Is it more like me cranking up my soundsystem to avoid the noise from the construction site next door. Just because something even louder happens, it doesn‘t mean the construction site is gone.
The practice of yoga can help us to connect with our true being. That being said it also includes our dark sides. Like it or not, sometimes a yoga session can make us feel sad or stir up thoughts we do not want to face.
At the same time yoga can also help us strengthening our fake identity we created to protect our wounded soul. Especially when we enter yoga from a background of food disorders, self criticism, over controlling disorder or similar behaviour.
One that does not know anything about Yoga and looks at how it is presented will only see attractive people that are half naked, very flexible and only eat healthy food to maintain their perfect looks and never ending smile.
It can become excluding at some point. Once you do not smile, you are out.
People end up saying things like: I can‘t do Yoga, I am not this or that enough.
But is Yoga really about looking beautiful and being happy all day?
I would agree that this can be the outcome of yoga, but it is not the goal itself.
The more we focus on things like the ability to perform postures and the beauty of our physical body the more we run danger of empowering all the aspects that originally brought us into yoga.
Our anxiety of not being good enough is one of them.

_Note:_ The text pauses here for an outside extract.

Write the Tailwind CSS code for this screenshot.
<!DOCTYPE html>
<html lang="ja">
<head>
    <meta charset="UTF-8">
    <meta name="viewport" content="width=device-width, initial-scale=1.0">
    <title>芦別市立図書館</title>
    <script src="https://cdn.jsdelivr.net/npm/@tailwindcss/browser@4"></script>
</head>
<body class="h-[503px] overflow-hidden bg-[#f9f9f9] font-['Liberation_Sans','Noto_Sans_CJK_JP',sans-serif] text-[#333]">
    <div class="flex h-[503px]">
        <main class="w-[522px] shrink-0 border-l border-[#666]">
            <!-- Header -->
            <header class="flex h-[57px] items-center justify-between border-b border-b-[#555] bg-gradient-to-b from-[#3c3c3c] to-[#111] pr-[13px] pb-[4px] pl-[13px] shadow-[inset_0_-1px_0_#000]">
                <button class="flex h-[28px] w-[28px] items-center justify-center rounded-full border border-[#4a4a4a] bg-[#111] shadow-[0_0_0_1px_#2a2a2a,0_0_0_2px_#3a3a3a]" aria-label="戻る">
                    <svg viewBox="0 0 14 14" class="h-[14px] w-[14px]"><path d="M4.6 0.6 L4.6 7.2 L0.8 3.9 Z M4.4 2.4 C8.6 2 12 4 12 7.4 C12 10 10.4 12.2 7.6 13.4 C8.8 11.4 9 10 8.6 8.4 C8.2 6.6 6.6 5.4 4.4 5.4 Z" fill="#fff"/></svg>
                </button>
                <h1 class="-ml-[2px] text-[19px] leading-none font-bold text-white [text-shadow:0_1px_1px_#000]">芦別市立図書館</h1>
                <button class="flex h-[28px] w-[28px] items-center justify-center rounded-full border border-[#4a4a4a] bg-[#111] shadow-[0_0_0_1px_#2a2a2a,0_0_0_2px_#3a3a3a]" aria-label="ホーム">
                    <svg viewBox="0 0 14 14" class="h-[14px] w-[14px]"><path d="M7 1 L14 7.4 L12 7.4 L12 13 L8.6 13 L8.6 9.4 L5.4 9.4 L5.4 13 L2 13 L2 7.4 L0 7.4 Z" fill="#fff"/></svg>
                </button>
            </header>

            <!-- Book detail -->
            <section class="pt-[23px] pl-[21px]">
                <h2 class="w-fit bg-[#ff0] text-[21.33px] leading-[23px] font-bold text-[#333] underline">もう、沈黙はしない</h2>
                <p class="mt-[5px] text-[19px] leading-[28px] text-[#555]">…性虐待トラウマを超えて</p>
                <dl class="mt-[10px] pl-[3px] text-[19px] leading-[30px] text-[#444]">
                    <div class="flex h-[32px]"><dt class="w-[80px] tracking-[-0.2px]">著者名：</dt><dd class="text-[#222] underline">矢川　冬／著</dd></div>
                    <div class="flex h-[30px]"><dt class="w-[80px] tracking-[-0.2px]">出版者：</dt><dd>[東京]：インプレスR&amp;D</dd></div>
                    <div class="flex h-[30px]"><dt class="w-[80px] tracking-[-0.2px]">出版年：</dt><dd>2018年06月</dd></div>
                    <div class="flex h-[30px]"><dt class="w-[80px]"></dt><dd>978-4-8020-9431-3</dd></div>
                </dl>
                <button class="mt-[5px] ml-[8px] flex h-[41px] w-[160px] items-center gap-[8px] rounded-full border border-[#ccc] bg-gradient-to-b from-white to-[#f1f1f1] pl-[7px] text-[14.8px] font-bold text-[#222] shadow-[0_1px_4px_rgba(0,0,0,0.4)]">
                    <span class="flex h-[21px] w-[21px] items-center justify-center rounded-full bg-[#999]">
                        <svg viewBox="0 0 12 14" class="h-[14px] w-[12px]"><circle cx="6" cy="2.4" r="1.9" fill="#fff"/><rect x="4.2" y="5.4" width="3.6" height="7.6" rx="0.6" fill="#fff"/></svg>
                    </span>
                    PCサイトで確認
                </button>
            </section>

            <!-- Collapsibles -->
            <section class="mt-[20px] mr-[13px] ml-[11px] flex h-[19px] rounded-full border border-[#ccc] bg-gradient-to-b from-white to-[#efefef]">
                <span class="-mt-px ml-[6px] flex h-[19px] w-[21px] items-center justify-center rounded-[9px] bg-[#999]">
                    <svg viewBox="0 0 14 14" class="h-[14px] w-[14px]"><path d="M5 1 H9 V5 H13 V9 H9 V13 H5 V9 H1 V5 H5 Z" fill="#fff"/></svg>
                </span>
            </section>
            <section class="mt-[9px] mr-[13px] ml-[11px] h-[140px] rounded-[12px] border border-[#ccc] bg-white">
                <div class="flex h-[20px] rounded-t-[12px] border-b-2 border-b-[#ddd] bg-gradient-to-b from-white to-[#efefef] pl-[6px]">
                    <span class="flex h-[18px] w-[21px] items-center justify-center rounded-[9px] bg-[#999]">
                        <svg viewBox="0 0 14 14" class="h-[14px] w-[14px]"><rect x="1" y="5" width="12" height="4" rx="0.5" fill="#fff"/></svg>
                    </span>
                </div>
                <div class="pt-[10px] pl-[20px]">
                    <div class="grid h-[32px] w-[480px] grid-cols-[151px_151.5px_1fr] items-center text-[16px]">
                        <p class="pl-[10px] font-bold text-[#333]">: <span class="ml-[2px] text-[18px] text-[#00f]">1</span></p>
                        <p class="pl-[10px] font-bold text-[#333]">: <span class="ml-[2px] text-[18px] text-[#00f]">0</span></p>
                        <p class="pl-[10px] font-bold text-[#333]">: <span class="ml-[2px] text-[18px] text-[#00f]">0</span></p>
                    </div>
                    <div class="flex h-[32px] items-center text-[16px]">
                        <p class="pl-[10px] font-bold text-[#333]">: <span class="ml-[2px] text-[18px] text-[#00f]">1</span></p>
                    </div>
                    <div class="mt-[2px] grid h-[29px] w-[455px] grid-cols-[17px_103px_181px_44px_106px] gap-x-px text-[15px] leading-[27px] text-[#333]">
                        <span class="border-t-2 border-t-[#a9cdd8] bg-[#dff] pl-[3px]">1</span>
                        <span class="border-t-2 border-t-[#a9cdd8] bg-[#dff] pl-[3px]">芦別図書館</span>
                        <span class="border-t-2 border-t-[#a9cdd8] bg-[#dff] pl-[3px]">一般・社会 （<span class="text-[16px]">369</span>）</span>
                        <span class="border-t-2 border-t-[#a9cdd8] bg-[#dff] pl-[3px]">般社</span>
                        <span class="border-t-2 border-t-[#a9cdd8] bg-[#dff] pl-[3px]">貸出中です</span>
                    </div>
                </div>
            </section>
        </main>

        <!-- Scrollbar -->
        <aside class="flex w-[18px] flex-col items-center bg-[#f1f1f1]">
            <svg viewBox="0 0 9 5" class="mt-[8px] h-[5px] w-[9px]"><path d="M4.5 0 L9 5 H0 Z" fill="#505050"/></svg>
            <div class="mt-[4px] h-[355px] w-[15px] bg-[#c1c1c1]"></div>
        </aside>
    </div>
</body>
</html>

If not going to class or eating something unhealthy gives us anxiety then we might want to ask ourselves: Why is that?
If meditating, breathing and stillness in general makes us feel uncomfortable we might find ourselves doing this:
How come to stillness if it doesn‘t feel good? There is so much intense movement and distraction offered in the world of yoga, so why not choose that: It‘s more fun.
As Yoga has become an industry where people try to make money and this combined with the altitude of being „non-judgemental“ almost everything is cool now and can be called „deep work“.

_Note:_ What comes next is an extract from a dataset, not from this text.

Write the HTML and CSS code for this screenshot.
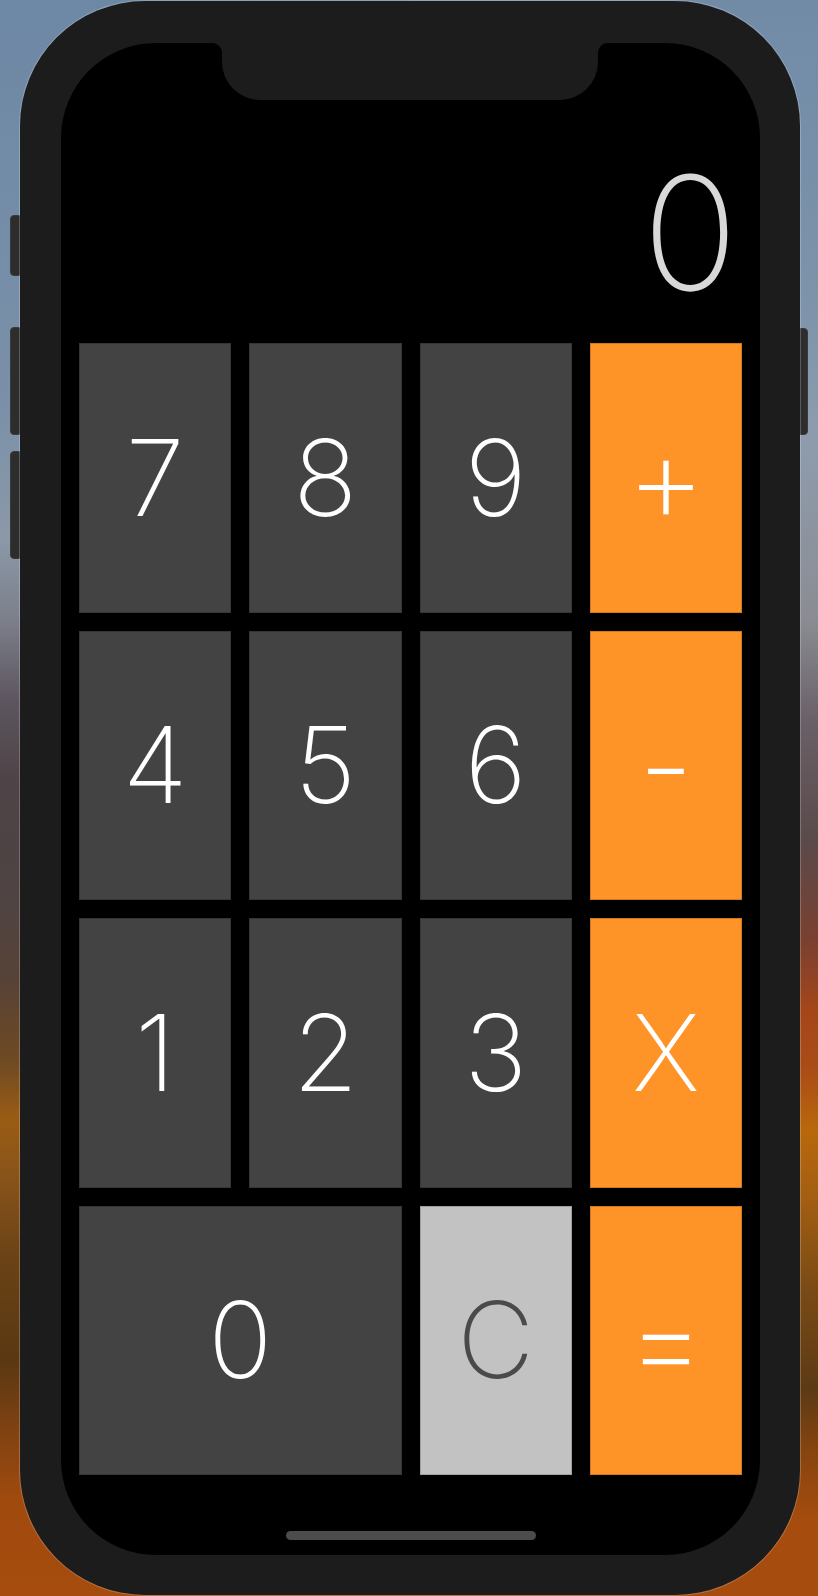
FILE: index.html
```html
<!DOCTYPE html>
<html lang="en">
<head>
<meta charset="utf-8">
<title>Calculator</title>
<link rel="stylesheet" href="styles.css">
</head>
<body>
  <div class="phone">
    <span class="side-btn side-left mute"></span>
    <span class="side-btn side-left vol-up"></span>
    <span class="side-btn side-left vol-down"></span>
    <span class="side-btn side-right power"></span>
    <div class="screen">
      <div class="notch"></div>
      <div class="display"><span class="result">0</span></div>
      <div class="keypad">
        <button class="key num">7</button>
        <button class="key num">8</button>
        <button class="key num">9</button>
        <button class="key op sym">+</button>
        <button class="key num">4</button>
        <button class="key num">5</button>
        <button class="key num">6</button>
        <button class="key op sym">-</button>
        <button class="key num">1</button>
        <button class="key num">2</button>
        <button class="key num">3</button>
        <button class="key op">X</button>
        <button class="key num wide">0</button>
        <button class="key clear">C</button>
        <button class="key op sym">=</button>
      </div>
      <div class="home-area"><span class="home-indicator"></span></div>
    </div>
  </div>
</body>
</html>
```

FILE: styles.css
```css
* { box-sizing: border-box; }

html, body {
  margin: 0;
  padding: 0;
  width: 818px;
  height: 1596px;
  overflow: hidden;
}

body {
  font-family: "Inter", "Roboto", "Liberation Sans", sans-serif;
  background:
    linear-gradient(180deg,
      #6d88a5 0px, #7a90a8 400px, #8b98a8 540px, #7c7f8a 620px,
      #5d5660 700px, #4e4346 780px, #4f4443 900px, #574236 980px,
      #6e4a24 1060px, #9a5c14 1120px, #87531a 1180px, #6a4216 1260px,
      #5a3812 1360px, #7f4212 1430px, #a14a0e 1500px, #a54c0e 1596px) left top / 50% 100% no-repeat,
    linear-gradient(180deg,
      #718ba7 0px, #7d93aa 300px, #8e9cad 440px, #8b8c93 620px,
      #6a6068 720px, #5a4a4a 840px, #7a4030 940px, #a4461a 1010px,
      #aa4c16 1070px, #b8680c 1130px, #a25e12 1200px, #7a4a15 1290px,
      #5c3a14 1390px, #86440f 1450px, #a54c0e 1520px, #a54c0e 1596px) right top / 50% 100% no-repeat;
}

.phone {
  position: relative;
  width: 780px;
  height: 1594px;
  margin: 1px 0 0 20px;
  padding: 42px 40px 40px 41px;
  background: #1c1c1c;
  border-radius: 125px;
  box-shadow: 0 0 0 1px rgba(255, 255, 255, 0.22);
}

.side-btn {
  position: absolute;
  width: 12px;
  background: #2d2d2d;
  border: 1px solid #3a3a3a;
  border-radius: 4px;
  z-index: -1;
}
.side-left { left: -10px; }
.side-right { right: -8px; }
.mute { top: 214px; height: 61px; }
.vol-up { top: 326px; height: 108px; }
.vol-down { top: 450px; height: 108px; }
.power { top: 327px; height: 107px; }

.screen {
  position: relative;
  height: 100%;
  background: #000;
  border-radius: 95px;
  padding: 0 18px;
  display: flex;
  flex-direction: column;
}

.notch {
  position: absolute;
  top: 0;
  left: 161px;
  width: 376px;
  height: 57px;
  background: #1c1c1c;
  border-radius: 0 0 38px 38px;
}
.notch::before,
.notch::after {
  content: "";
  position: absolute;
  top: 0;
  width: 10px;
  height: 10px;
}
.notch::before {
  left: -10px;
  background: radial-gradient(circle at 0 100%, transparent 9.5px, #1c1c1c 10.5px);
}
.notch::after {
  right: -10px;
  background: radial-gradient(circle at 100% 100%, transparent 9.5px, #1c1c1c 10.5px);
}

.display {
  height: 282px;
  flex: none;
  display: flex;
  align-items: flex-end;
  justify-content: flex-end;
  padding-bottom: 13px;
  padding-right: 4px;
}
.result {
  font-size: 158px;
  font-weight: 160;
  line-height: 1;
  color: #d8d8d8;
}

.keypad {
  margin-top: 18px;
  flex: none;
  height: 1132px;
  display: grid;
  grid-template-columns: repeat(4, 1fr);
  grid-template-rows: repeat(4, 1fr);
  gap: 18px;
}

.key {
  border: 0;
  margin: 0;
  padding: 0;
  font-family: inherit;
  font-size: 106px;
  font-weight: 180;
  line-height: 1;
  color: #fff;
  display: flex;
  align-items: center;
  justify-content: center;
  box-shadow: inset 0 0 0 1px rgba(0, 0, 0, 0.18);
}
.num { background: #434343; }
.op { background: #fe9428; }
.sym { font-size: 124px; }
.clear { background: #c2c2c2; color: #4a4a4a; }
.wide { grid-column: span 2; }

.home-area {
  flex: 1;
  display: flex;
  justify-content: center;
  padding-top: 56px;
}
.home-indicator {
  width: 250px;
  height: 9px;
  border-radius: 5px;
  background: #4c4c4c;
}
```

The next sexy dance yoga class and cacao ceremony is just waiting around the corner, so why go to that meditation class and listen to my inner struggles?
Our mind basically stores up every negative memory we have in order to protect us. Once we come to stillness all these negative thoughts start coming up, because the need to tell us something. Our doubts, discomforts and fears we experience are there for a reason, they want to be heard.
The longer we do not listen to these thoughts and distract ourselves from them the more the will pile up in our mind.
More and more often those thoughts will come up during our daily life. It doesn‘t feel like our mind wants to tell us something, it feels more like our mind shouting at us by now: Anxiety.
But there is good news for all of us. Realizing that our fears, doubts and discomforts get stored in our subconsciousness also gives us the chance to clean them out.
Every time we come to stillness and go through our deepest fears we are maintaining our mind. The more we listen to our inner conflicts, the more we can understand and maybe even accept or solve them.
There is no way out anyways. The thought that makes me feel uncomfortable during my Yin practice or meditation would have come up at another point of my life off the mat.
Our moderne work and dating life asks us to accept many things we do not feel comfortable with. Authorities make us not speak our truth and problems of others become our problems. As children we learn to not stir up conflicts and keep our mouth shut.
As adults we are super kind towards others and keep our problems to ourself as we do not want to come across weird. We accept decisions at work, even though we feel that we are not treated in a fair way. There is so much to accept and there will be always a smart person suggesting us to ACCEPT and LET GO.
From my own experience I can say that accepting everything and not questioning things around me makes me feel pretty anxious. Speaking my truth might bring up a conflict, but I believe it is the only way to not create anxiety.
If we could stop pretending to be happy for a moment and look at our struggles we might even find out that there is a lot we share with others in this.
What if I told you that there is others thinking those „crazy thoughts“ you are having? What if there is millions of people out there being afraid of the same things as we are? What if there is people questioning the same things that give us a hard time?
By pretending to be happy we limit our chance to find out how much beauty is wating behind our „Fake it till you make it altitude“.
Imagine how much true connection with others and how much real support is waiting behind the curtains of never ending happiness.
Let‘s start getting real and connect with our dreams, desires and hopes, but also not forget about our fears, discomforts and frustration. This is all part of who we are.